Malgré les critiques et les mécontentements qui résonnent de plusieurs parts, nous avons trouvé la première partie du ballet de la Reine de l’acte III assez frais et, sinon essentiel, au moins agréable. La deuxième partie, une danse grotesque et parfois violente, s’éloigne un peu de l’histoire mais elle ne déplait pas. Nous absolvons, ainsi, la chorégraphe Ashley Wright des accusations et des stigmatisations qui lui ont été avancées.

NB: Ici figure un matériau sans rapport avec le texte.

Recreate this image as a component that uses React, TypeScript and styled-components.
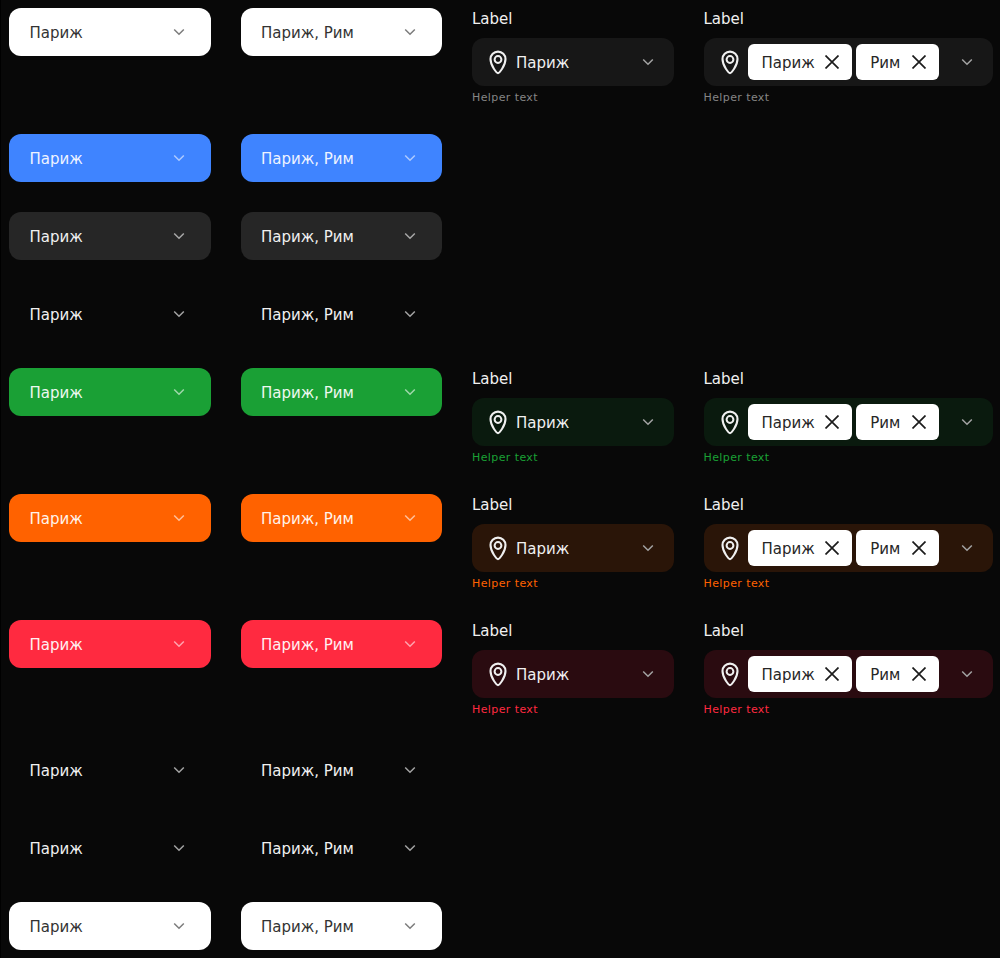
import React from 'react'
import styled, { createGlobalStyle } from 'styled-components'

const Global = createGlobalStyle`
  html, body { margin: 0; padding: 0; background: #080808; }
  body { font-family: 'DejaVu Sans', sans-serif; }
`

const Page = styled.div`
  width: 1000px;
  height: 958px;
  box-sizing: border-box;
  overflow: hidden;
  padding: 8px 0 0 8px;
  border-left: 1px solid #000;
  background: #080808;
  display: grid;
  grid-template-columns: 201.5px 201.5px 201.5px 289px;
  grid-auto-rows: min-content;
  column-gap: 30px;
  row-gap: 30px;
  align-items: start;
`

const Plain = styled.div<{ $bg: string; $color: string }>`
  height: 48px;
  border-radius: 12px;
  background: ${p => p.$bg};
  color: ${p => p.$color};
  display: flex;
  align-items: center;
  padding: 0 20px 0 20.5px;
  box-sizing: border-box;
  font-size: 15px;
`

const Value = styled.span`
  flex: 1;
  padding-top: 2px;
  white-space: nowrap;
`

const Field = styled.div`
  display: flex;
  flex-direction: column;
`

const Label = styled.div`
  height: 24px;
  margin-bottom: 6px;
  color: #f0f0f0;
  font-size: 15px;
  line-height: 22px;
`

const Control = styled.div<{ $bg: string }>`
  height: 48px;
  border-radius: 12px;
  background: ${p => p.$bg};
  color: #f0f0f0;
  display: flex;
  align-items: center;
  padding: 0 14px;
  box-sizing: border-box;
  font-size: 15px;
  gap: 6px;
`

const Chips = styled.div`
  display: flex;
  flex: 1;
  gap: 4px;
`

const Chip = styled.div`
  height: 36px;
  border-radius: 6px;
  background: #fff;
  color: #262626;
  display: flex;
  align-items: center;
  padding: 0 13.5px 0 14px;
  gap: 10px;
  font-size: 15px;

  &:last-child {
    padding-right: 12.5px;
    gap: 12px;
  }
`

const Helper = styled.div<{ $color: string }>`
  height: 18px;
  color: ${p => p.$color};
  font-size: 11px;
  letter-spacing: 0.4px;
  line-height: 24px;
`

const ChevronIcon = styled.svg`
  flex-shrink: 0;
  margin-right: 6px;
`

const PinIcon = styled.svg`
  flex-shrink: 0;
`

const Chevron = ({ color }: { color: string }) => (
  <ChevronIcon width="12" height="8" viewBox="0 0 12 8" fill="none">
    <path d="M1.200 1.500l4.800 4.800 4.800-4.800" stroke={color} strokeWidth="1.500" />
  </ChevronIcon>
)

const Pin = () => (
  <PinIcon width="24" height="26" viewBox="0 0 24 26" fill="none">
    <path d="M12 24.100c-1 0-7.500-7-7.500-14a7.500 7.500 0 0 1 15 0c0 7-6.500 14-7.500 14z" stroke="#f0f0f0" strokeWidth="2.100" />
    <circle cx="12" cy="10.500" r="3.400" stroke="#f0f0f0" strokeWidth="2" />
  </PinIcon>
)

const Close = () => (
  <svg width="14" height="14" viewBox="0 0 14 14" fill="none">
    <path d="M0.500 0.500l13 13M13.500 0.500l-13 13" stroke="#1c1c1c" strokeWidth="1.700" />
  </svg>
)

type Row = { bg: string; color: string; chevron: string; tint?: string; helper?: string }

const ROWS: Row[] = [
  { bg: '#fff', color: '#333', chevron: '#7c7c7c', tint: '#171717', helper: '#858585' },
  { bg: '#3f84ff', color: '#eef3ff', chevron: '#aecaff' },
  { bg: '#262626', color: '#f0f0f0', chevron: '#a8a8a8' },
  { bg: 'transparent', color: '#f0f0f0', chevron: '#a3a3a3' },
  { bg: '#1aa035', color: '#eef8f0', chevron: '#a0d8ab', tint: '#0a1a0e', helper: '#1aa035' },
  { bg: '#ff6200', color: '#fff3ea', chevron: '#ffc09a', tint: '#2a1508', helper: '#ff6200' },
  { bg: '#ff2a40', color: '#fff0f2', chevron: '#ffa4ae', tint: '#2a0b10', helper: '#ff2a40' },
  { bg: 'transparent', color: '#f0f0f0', chevron: '#a3a3a3' },
  { bg: 'transparent', color: '#f0f0f0', chevron: '#a3a3a3' },
  { bg: '#fff', color: '#333', chevron: '#7c7c7c' },
]

export default function App() {
  return (
    <Page>
      <Global />
      {ROWS.map((row, i) => (
        <React.Fragment key={i}>
          <Plain $bg={row.bg} $color={row.color}>
            <Value>Париж</Value>
            <Chevron color={row.chevron} />
          </Plain>
          <Plain $bg={row.bg} $color={row.color}>
            <Value>Париж, Рим</Value>
            <Chevron color={row.chevron} />
          </Plain>
          {row.tint && row.helper ? (
            <>
              <Field>
                <Label>Label</Label>
                <Control $bg={row.tint}>
                  <Pin />
                  <Value>Париж</Value>
                  <Chevron color="#a3a3a3" />
                </Control>
                <Helper $color={row.helper}>Helper text</Helper>
              </Field>
              <Field>
                <Label>Label</Label>
                <Control $bg={row.tint}>
                  <Pin />
                  <Chips>
                    <Chip><Value>Париж</Value><Close /></Chip>
                    <Chip><Value>Рим</Value><Close /></Chip>
                  </Chips>
                  <Chevron color="#a3a3a3" />
                </Control>
                <Helper $color={row.helper}>Helper text</Helper>
              </Field>
            </>
          ) : (
            <>
              <div />
              <div />
            </>
          )}
        </React.Fragment>
      ))}
    </Page>
  )
}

Côté chanteurs, Sally Matthews a interprété une Elizabeth légèrement glissante, d’une extrême puissance, notamment dans les aigus. Elle est la parfaite incarnation du tragique, même dans les chants d’amour avec son Carlos. Malheureusement, les deux fiancés se positionnent sur deux registres bien distincts, ne permettant pas un enlacement amoureux intense mais une constante déclaration à deux voix. En revanche, dans les parties solistes, la Matthews arrive à exprimer des vibratos très émouvants et fascinants.

Le Don Carlos de Sergey Romanovsky souffre un peu face au chant débordant d’Élisabeth dans le premier acte mais, à partir du deuxième, nous avons pu admirer pleinement son chant raffiné et élégant, très bonne incarnation de la vérité du sentiment amoureux et patriotique. Ami fraternel, le marquis de Posa a respecté sa lignée noble grâce à l’interprétation dramatique de Stéphane Degout. S’il se montre légèrement en décalage avec son Carlos dans le duo du premier tableau du deuxième acte, dans le deuxième le rayonnement de son chant est tel qu’il éblouit tout l’auditoire. Voix de la supplication et de la fidélité, Dégout se révèle un interprète extraordinaire, extrêmement fascinant, atteignant son chef-d’œuvre vocal dans le sacrifice ultime sous les yeux d’un Don Carlos atterré.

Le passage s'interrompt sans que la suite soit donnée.